Le vicende di Drakensang si svolgono nella provincia di Ferdok, adagiata sulle rive del Grande Fiume di Aventuria, dove siamo raggiunti dalla lettera di un fraterno amico, tale Ardo, bisognoso di aiuto per risolvere una misteriosa catena di omicidi. Se questo “stratagemma” di sceneggiatura non vi suona nuovo, probabilmente non vi sorprenderà nemmeno il soggetto della questline principale di DTDE, con la classica setta mistico-religiosa (la Chiesa di Helsinde) convinta che siate il prescelto per portare a termine un rito millenario (la Dragonquest)… In effetti, non sta certo qui il meglio del gioco di Radon Lans, anche se da un certo punto in poi le imprese si fanno più epiche e appaganti. Il vero fulcro dell’esperienza è la predisposizione del gameplay per l’uso ragionato di un party, attraverso una serie di aspetti introdotti appositamente a questo scopo. Innanzitutto, l’elevata difficoltà dei combattimenti è calibrata sulle capacità di un team ben bilanciato, tra enormi draghi e assalti di orchi selvaggi, magari con alcuni eroi predisposti ad azioni di forza e altri specializzati in abilità “di rimessa”; in secondo luogo, ma non per importanza, il nostro paladino ha una propria residenza a disposizione dopo una manciata di ore di gameplay (non molte, visto che la durata complessiva supera abbondantemente le 50 ore), dove anche i membri scartati dal party “operativo”, composto di 4 elementi, possono crescere di livello insieme a lui, standosene in panciolle in giardino o davanti al focolare. Se ciò non bastasse, quest di vario genere sono state inserite appositamente per donare ai compagni equipaggiamento adatto alle proprie peculiarità.

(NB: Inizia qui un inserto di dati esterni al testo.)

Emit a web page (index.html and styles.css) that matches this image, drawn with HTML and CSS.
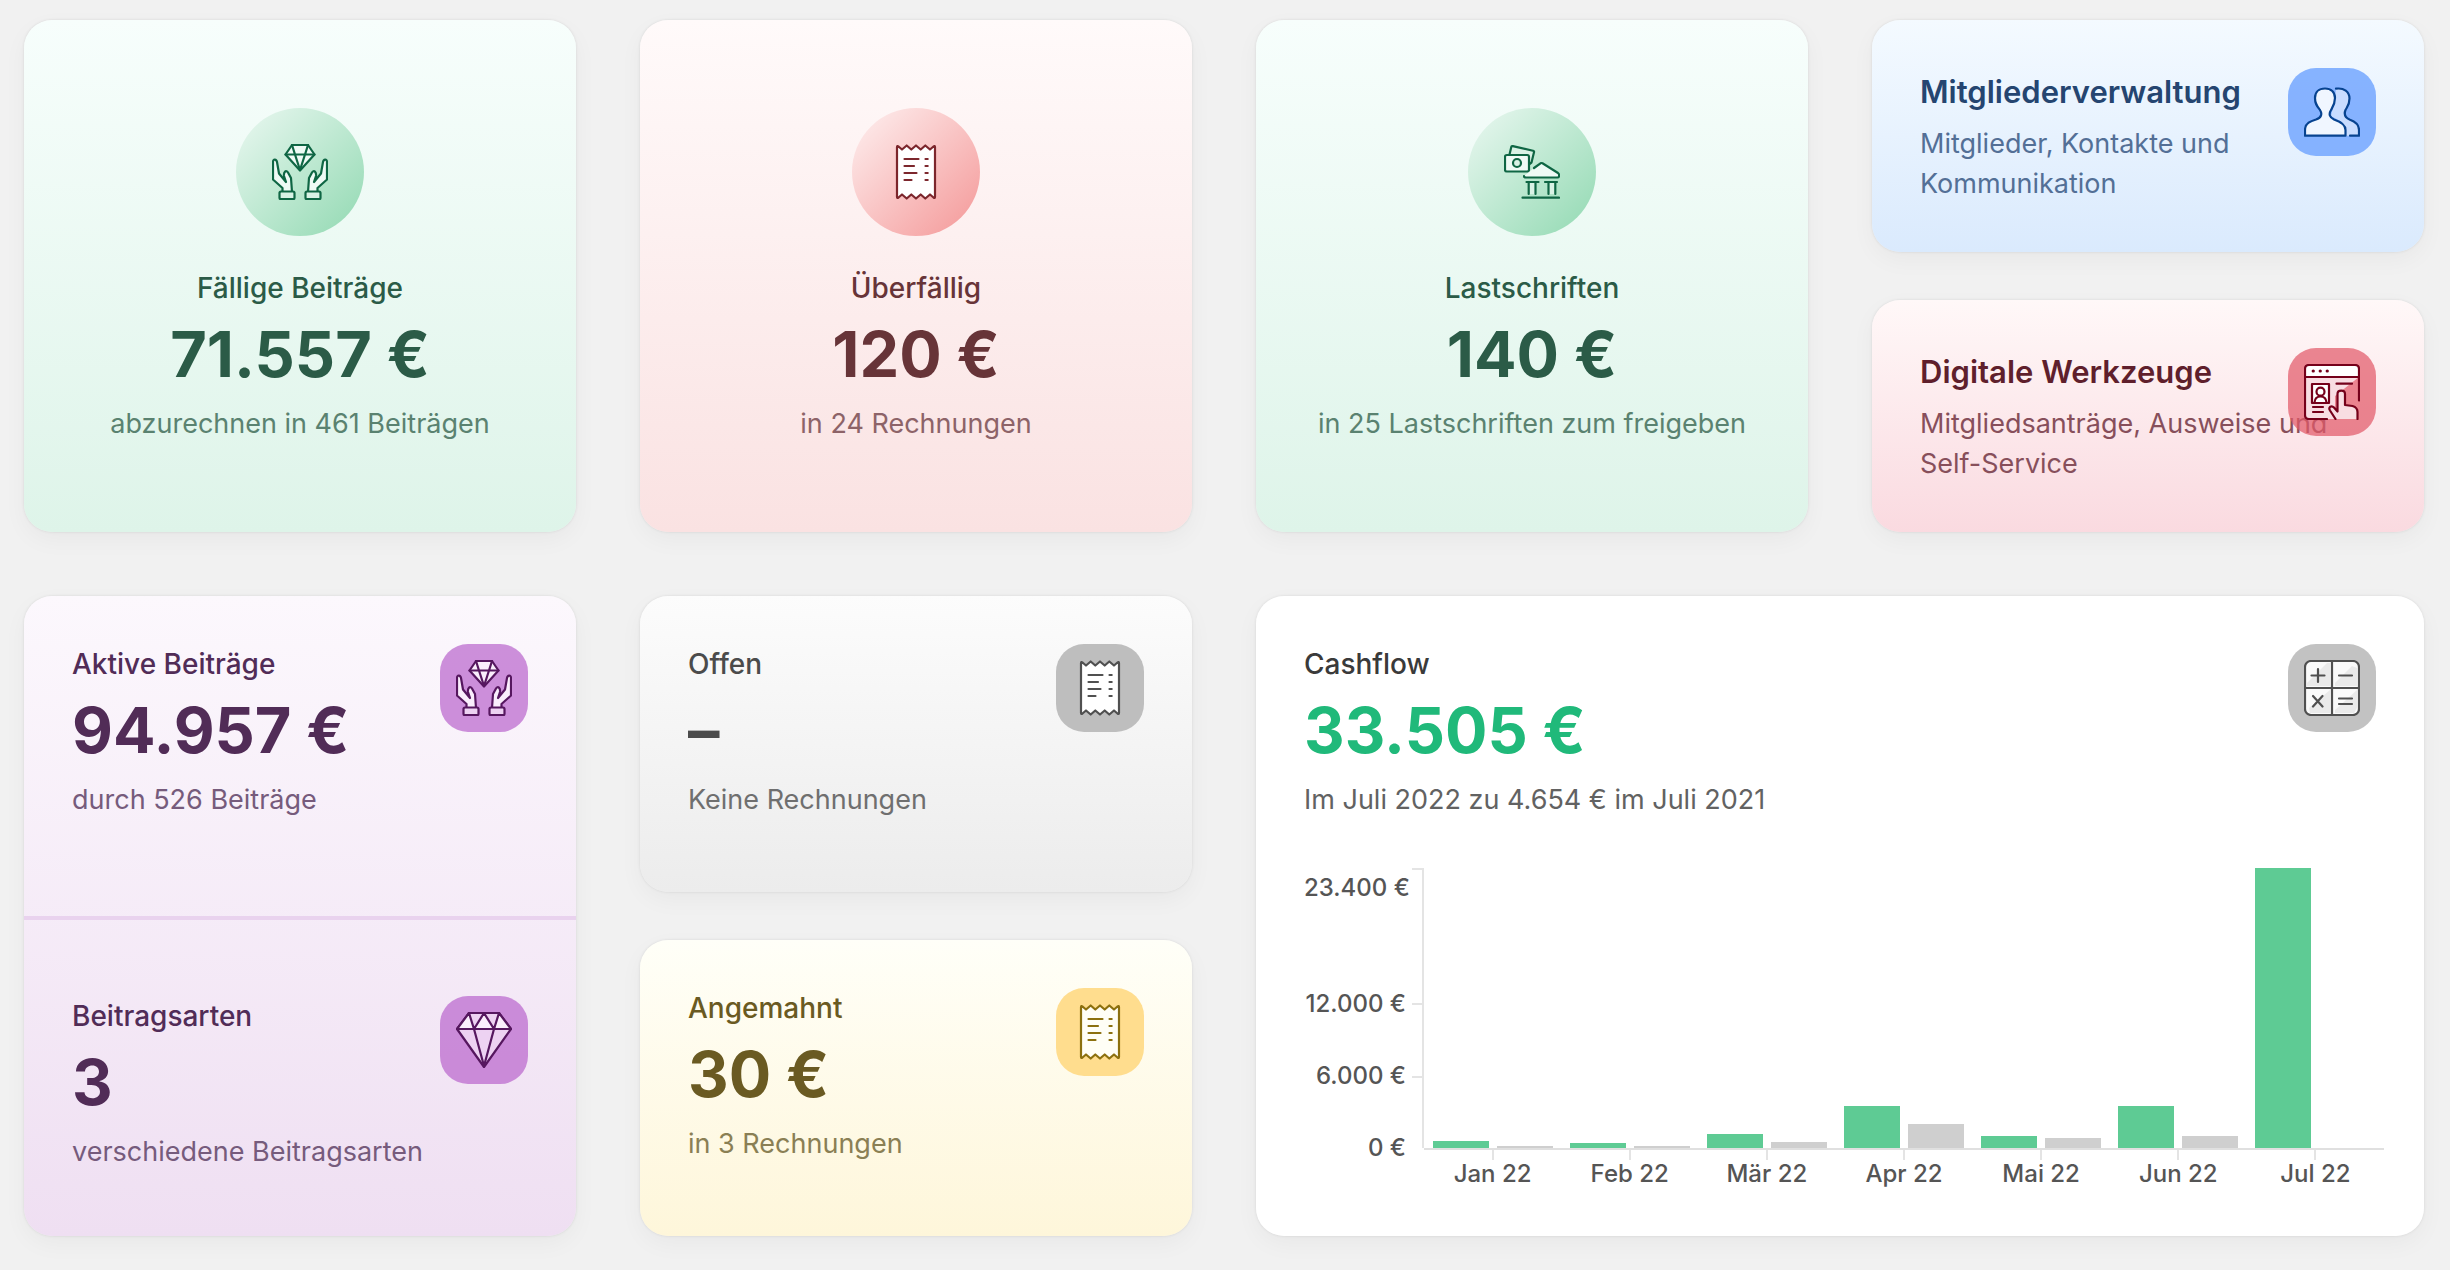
FILE: index.html
```html
<!DOCTYPE html>
<html lang="de">
<head>
<meta charset="utf-8">
<title>Finanzübersicht</title>
<link rel="stylesheet" href="styles.css">
</head>
<body>
<svg class="sprite" aria-hidden="true">
  <symbol id="i-hands" viewBox="0 0 56 56">
    <path class="f" d="M20 1H36L42.5 10.5L28 26.500L13.500 10.500Z"/>
    <path d="M13.500 10.500H42.500M20 1L23 10.500L28 26L33 10.500L36 1"/>
    <path class="f" d="M10.500 48V44L1 35.500V18C1 14.500 4.500 15 5 18L7 29.500L14 38L12 32C11.500 28 14 25.500 16 28.500L19 34L20 48Z"/>
    <path class="f" d="M45.500 48V44L55 35.500V18C55 14.500 51.500 15 51 18L49 29.500L42 38L44 32C44.500 28 42 25.500 40 28.500L37 34L36 48Z"/>
    <rect class="h" x="7.500" y="47.500" width="15" height="7.700" rx="1.500"/>
    <rect class="h" x="33.500" y="47.500" width="15" height="7.700" rx="1.500"/>
  </symbol>
  <symbol id="i-receipt" viewBox="0 0 56 56">
    <path class="f" d="M9 3Q9 1.500 10.500 2.500L14 5.500L18.700 1.500L23.300 5.500L28 1.500L32.700 5.500L37.300 1.500L42 5.500L45.500 2.500Q47 1.500 47 3V53Q47 54.500 45.500 53.500L42 50.500L37.300 54.500L32.700 50.500L28 54.500L23.300 50.500L18.700 54.500L14 50.500L10.500 53.500Q9 54.500 9 53Z"/>
    <path d="M16.500 15H30.500M16.500 22H26M16.500 29H28.500M16.500 36H23.500M37.500 15H39.700M37.500 22H39.700M37.500 29H39.700M37.500 36H39.700"/>
  </symbol>
  <symbol id="i-bank" viewBox="0 0 56 56">
    <path class="h" d="M5.500 10.500L7.300 3Q7.600 1.800 8.800 2.100L29 6.800Q30.300 7.100 30 8.300L27.500 18.500L25.500 20"/>
    <rect class="f" x="1" y="11" width="24" height="16.500" rx="1.800"/>
    <circle class="h" cx="13" cy="19" r="4"/>
    <path class="f" d="M30 24L36.500 19.300Q37.500 18.700 38.500 19.300L54 29Q55.200 30 55.200 31.500Q55 33.500 53.500 33.500H22Q20 33.500 20 32"/>
    <path class="h" d="M24.700 38V50H31.500V38M44.500 38V50H51.300V38" stroke="none"/>
    <path d="M22.500 38H34.500M41 38H53M24.700 38V50M31.500 38V50M44.500 38V50M51.300 38V50M18.500 53.700H55"/>
  </symbol>
  <symbol id="i-members" viewBox="0 0 56 56">
    <path class="h" stroke="none" d="M32 4.500C40 4 45.500 8 45.500 14.500C45.500 21 43 23 41.500 26C39 31 42 34 46 36C51 38 55 41 55 46V51.700H42L38 38L27 32L31 14Z"/>
    <path d="M32 4.700C40 3.500 45.500 8 45.500 14.500C45.500 21 43 23 41.500 26C39.500 31 42 34 46 35.700C51 37.500 55 41 55 46V51.700H46"/>
    <path class="f" d="M1 51.700V46C1 39 7 37 12 35.500C17.500 33.500 18.500 30 16 26C13 22 11 20 11 14C11 8 15 4.500 21 4.500S31 8 31 14C31 20 29.500 22 27 26C24.500 30 25.500 33.500 30 35.500C36 37.500 41.500 40 41.500 46V51.700Z"/>
  </symbol>
  <symbol id="i-tools" viewBox="0 0 56 56">
    <path class="h" stroke="none" d="M1 13H55L31 32V43L27 44L31 55H5Q1 55 1 51Z"/>
    <path class="f" stroke="none" d="M1 13V5Q1 1 5 1H51Q55 1 55 5V13Z"/>
    <path d="M23 55H5Q1 55 1 51V5Q1 1 5 1H51Q55 1 55 5V36.500M1 13H55M32.500 19.700H48M9 43H19M9 48H19"/>
    <path d="M9.200 7H9.300M16.200 7H16.300M23.200 7H23.300" stroke-width="3.200"/>
    <rect class="f" x="8" y="20" width="17" height="19"/>
    <circle cx="16.500" cy="27.700" r="4"/>
    <path d="M10.500 38.500Q11 32.500 16.500 32.500T22.500 38.500"/>
    <path class="h" d="M31.500 55L26 46.500C24 43 27.500 41 30 43.500L33.500 47.500V30C33.500 25.500 41 25.500 41 30V41L48.500 42Q53.500 43.500 53.500 48V55"/>
  </symbol>
  <symbol id="i-diamond" viewBox="0 0 56 56">
    <path class="h" d="M13 1H43L55 17L28 55L1 17Z"/>
    <path class="f" d="M13 1L18 17H1ZM28 1L38 17H18ZM43 1L55 17H38Z"/>
    <path d="M18 17L28 54L38 17"/>
  </symbol>
  <symbol id="i-calc" viewBox="0 0 56 56">
    <rect class="f" x="1" y="1" width="54" height="54" rx="6"/>
    <path class="shine" d="M3 23L23 3H26V26H3ZM31 23L48 6L53 8V26H31ZM5 48L26 30V53H6ZM31 50L53 30V48L50 53H31Z"/>
    <path d="M28 1V55M1 28H55M14 9V22M7.500 15.500H20.500M35 15.500H48M9 36L18.500 46.500M18.500 36L9 46.500M35 38.500H48M35 44H48"/>
  </symbol>
</svg>

<main class="dashboard">
  <section class="card hero green">
    <div class="disc"><svg class="icon" aria-hidden="true"><use href="#i-hands"/></svg></div>
    <h2 class="label">Fällige Beiträge</h2>
    <p class="value">71.557 €</p>
    <p class="note">abzurechnen in 461 Beiträgen</p>
  </section>
  <section class="card hero rose">
    <div class="disc"><svg class="icon" aria-hidden="true"><use href="#i-receipt"/></svg></div>
    <h2 class="label">Überfällig</h2>
    <p class="value">120 €</p>
    <p class="note">in 24 Rechnungen</p>
  </section>
  <section class="card hero green">
    <div class="disc"><svg class="icon" aria-hidden="true"><use href="#i-bank"/></svg></div>
    <h2 class="label">Lastschriften</h2>
    <p class="value">140 €</p>
    <p class="note">in 25 Lastschriften zum freigeben</p>
  </section>
  <div class="stack">
    <section class="card stat blue">
      <h2 class="heading">Mitgliederverwaltung</h2>
      <p class="note">Mitglieder, Kontakte und Kommunikation</p>
      <div class="tile"><svg class="icon" aria-hidden="true"><use href="#i-members"/></svg></div>
    </section>
    <section class="card stat red">
      <h2 class="heading">Digitale Werkzeuge</h2>
      <p class="note">Mitgliedsanträge, Ausweise und Self-Service</p>
      <div class="tile"><svg class="icon" aria-hidden="true"><use href="#i-tools"/></svg></div>
    </section>
  </div>

  <div class="card split purple">
    <section class="stat upper">
      <h2 class="label">Aktive Beiträge</h2>
      <p class="value">94.957 €</p>
      <p class="note">durch 526 Beiträge</p>
      <div class="tile"><svg class="icon" aria-hidden="true"><use href="#i-hands"/></svg></div>
    </section>
    <section class="stat lower">
      <h2 class="label">Beitragsarten</h2>
      <p class="value">3</p>
      <p class="note">verschiedene Beitragsarten</p>
      <div class="tile"><svg class="icon" aria-hidden="true"><use href="#i-diamond"/></svg></div>
    </section>
  </div>
  <div class="stack">
    <section class="card stat gray">
      <h2 class="label">Offen</h2>
      <p class="value">–</p>
      <p class="note">Keine Rechnungen</p>
      <div class="tile"><svg class="icon" aria-hidden="true"><use href="#i-receipt"/></svg></div>
    </section>
    <section class="card stat yellow">
      <h2 class="label">Angemahnt</h2>
      <p class="value">30 €</p>
      <p class="note">in 3 Rechnungen</p>
      <div class="tile"><svg class="icon" aria-hidden="true"><use href="#i-receipt"/></svg></div>
    </section>
  </div>
  <section class="card stat wide white">
    <h2 class="label">Cashflow</h2>
    <p class="value">33.505 €</p>
    <p class="note">Im Juli 2022 zu 4.654 € im Juli 2021</p>
    <div class="tile"><svg class="icon" aria-hidden="true"><use href="#i-calc"/></svg></div>
    <div class="chart">
      <div class="y-labels"><span class="top">23.400 €</span><span>12.000 €</span><span>6.000 €</span><span>0 €</span></div>
      <div class="y-axis"><i style="flex-grow:114"></i><i style="flex-grow:60"></i><i style="flex-grow:60"></i></div>
      <div class="plot">
        <div class="month"><div class="bars"><b style="height:7px"></b><s style="height:2px"></s></div><span>Jan 22</span></div>
        <div class="month"><div class="bars"><b style="height:5px"></b><s style="height:2px"></s></div><span>Feb 22</span></div>
        <div class="month"><div class="bars"><b style="height:14px"></b><s style="height:6px"></s></div><span>Mär 22</span></div>
        <div class="month"><div class="bars"><b style="height:42px"></b><s style="height:24px"></s></div><span>Apr 22</span></div>
        <div class="month"><div class="bars"><b style="height:12px"></b><s style="height:10px"></s></div><span>Mai 22</span></div>
        <div class="month"><div class="bars"><b style="height:42px"></b><s style="height:12px"></s></div><span>Jun 22</span></div>
        <div class="month"><div class="bars"><b style="height:280px"></b><s style="height:0"></s></div><span>Jul 22</span></div>
      </div>
    </div>
  </section>
</main>
</body>
</html>
```
FILE: styles.css
```css
* { box-sizing: border-box; margin: 0; }

body {
  background: #f1f1f1;
  font-family: Inter, "Liberation Sans", sans-serif;
  font-size: 28px;
  line-height: 40px;
}

.sprite { position: absolute; width: 0; height: 0; }

.dashboard {
  display: grid;
  grid-template-columns: repeat(4, minmax(0, 1fr));
  gap: 64px;
  padding: 20px 26px 34px 24px;
}

.stack { display: flex; flex-direction: column; gap: 48px; }
.stack > .card { flex: 1; }
.wide { grid-column: span 2; }

.card {
  border-radius: 28px;
  background: linear-gradient(var(--from), var(--to));
  color: var(--text);
  box-shadow: 0 0 3px rgba(0, 0, 0, .1), 0 8px 24px rgba(0, 0, 0, .04);
}

.green  { --from: #f7fefc; --to: #def4e9; --text: #2b5b47; --note: #5a8270; --icon: #0f6644; --f: #effaf5; --h: #d9f2e5; --disc-a: #e2f5eb; --disc-b: #9adcb8; }
.rose   { --from: #fffafa; --to: #fae2e2; --text: #673438; --note: #8d6368; --icon: #7c262c; --f: #fff; --h: #fff; --disc-a: #fde8e8; --disc-b: #f5a0a0; }
.blue   { --from: #f4faff; --to: #daeafd; --text: #254570; --note: #536f96; --icon: #074390; --f: #f0f6ff; --h: #c8dcff; --tile: rgba(111, 163, 255, .82); }
.red    { --from: #fff8f8; --to: #fadae0; --text: #5f1f2c; --note: #874f5b; --icon: #75001a; --f: #fff; --h: #f8dde2; --tile: rgba(226, 90, 106, .72); }
.purple { --from: #fcf8fd; --to: #efdff2; --text: #512c57; --note: #765b7c; --icon: #56175f; --f: #faeefc; --h: #edd2f2; --tile: rgba(187, 104, 205, .73); }
.gray   { --from: #fcfcfc; --to: #ececec; --text: #4b4b4b; --note: #6f6f6f; --icon: #505050; --f: #fff; --h: #fff; --tile: #bebebe; }
.yellow { --from: #fffff8; --to: #fef6da; --text: #6a5a22; --note: #8a7f54; --icon: #8c700f; --f: #fffef6; --h: #fffef6; --tile: #ffdd8e; }
.white  { --from: #fff; --to: #fff; --text: #3a3a3a; --note: #626262; --icon: #505050; --f: #fafafa; --h: #eee; --tile: #c2c2c2; }

.hero {
  display: flex;
  flex-direction: column;
  align-items: center;
  justify-content: center;
  text-align: center;
}

.disc {
  display: grid;
  place-items: center;
  width: 128px;
  height: 128px;
  margin-bottom: 32px;
  border-radius: 50%;
  background: linear-gradient(135deg, var(--disc-a) 10%, var(--disc-b) 90%);
}

.stat { position: relative; padding: 48px; }

.tile {
  position: absolute;
  top: 48px;
  right: 48px;
  display: grid;
  place-items: center;
  width: 88px;
  height: 88px;
  border-radius: 28px;
  background: var(--tile);
}

.icon {
  width: 56px;
  height: 56px;
  fill: none;
  stroke: var(--icon);
  stroke-width: 2.200;
  stroke-linecap: round;
  stroke-linejoin: round;
}

.f { fill: var(--f); }
.h { fill: var(--h); }
.shine { fill: #eaeaea; stroke: none; }

.label { font-size: 28px; line-height: 40px; font-weight: 500; }
.heading { margin-bottom: 8px; font-size: 31px; line-height: 48px; font-weight: 600; }
.value { margin: 8px 0 12px; font-size: 63px; line-height: 76px; font-weight: 700; }
.note { color: var(--note); font-size: 27px; }
.white .value { color: #20b97a; }

.split { display: flex; flex-direction: column; }
.upper { padding-bottom: 96px; border-bottom: 4px solid #e9d2ee; }
.lower { flex: 1; padding-top: 76px; }
.lower .tile { top: 76px; }

.chart {
  display: flex;
  margin: 48px -8px 0 0;
  color: #555;
  font-size: 24px;
  font-weight: 500;
}

.y-labels {
  display: flex;
  flex-direction: column;
  gap: 32px;
  width: 102px;
  height: 300px;
  text-align: right;
  white-space: nowrap;
}

.y-labels .top { margin-bottom: 44px; }

.y-axis {
  display: flex;
  flex-direction: column;
  width: 12px;
  height: 280px;
  margin-left: 6px;
  border-right: 2px solid #e4e4e4;
}

.y-axis i { border-top: 2px solid #e4e4e4; }

.plot { display: flex; flex: 1; }
.month { flex: 1; text-align: center; line-height: 28px; }

.bars {
  display: flex;
  align-items: flex-end;
  justify-content: center;
  gap: 8px;
  height: 282px;
  border-bottom: 2px solid #e0e0e0;
}

.bars b { width: 56px; background: #5ecb94; }
.bars s { width: 56px; background: #cfcfcf; }

.month span { display: block; }
.month span::before {
  content: "";
  display: block;
  width: 2px;
  height: 10px;
  margin: 0 auto;
  background: #e4e4e4;
}
```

Nel caso di Drakensang, è difficile scindere fra gameplay e impianto tecnico, perché quest’ultimo è in larga parte costruito per rendere praticabile, oltre che gradevole, un sistema di gioco non semplice da padroneggiare. Esempio ne sono le pause tattiche, con cui è possibile gestire con calma i nostri poteri e quelli dei compagni (i turni di USNB vengono automaticamente simulati): in questi momenti è possibile ruotare e allontanare la visuale a piacimento (come nel resto del gameplay, d’altronde), mantenendo sempre sotto controllo la situazione sul campo. In questo modo, oltre a evidenti benefici tattici, i Radon Labs hanno anche mostrato le qualità dell’engine “autoprodotto” Nebula, capace di regalare buone soddisfazioni in questa come in altre occasioni, attraverso spettacolari animazioni per i combattimenti (un po’ statiche le altre), una buona gestione delle ombre e una modellazione poligonale non eccelsa ma soddisfacente.
Peraltro, il mondo di Drakensang è esplorabile secondo binari ben precisi e attraverso caricamenti tra le diverse zone (comunque vaste): come è successo con The Witcher, però, una tale impostazione ha permesso agli sviluppatori di caratterizzare profondamente ogni scenario, aggiungendo dettagli d’atmosfera a ogni anfratto del mondo di Drakensang.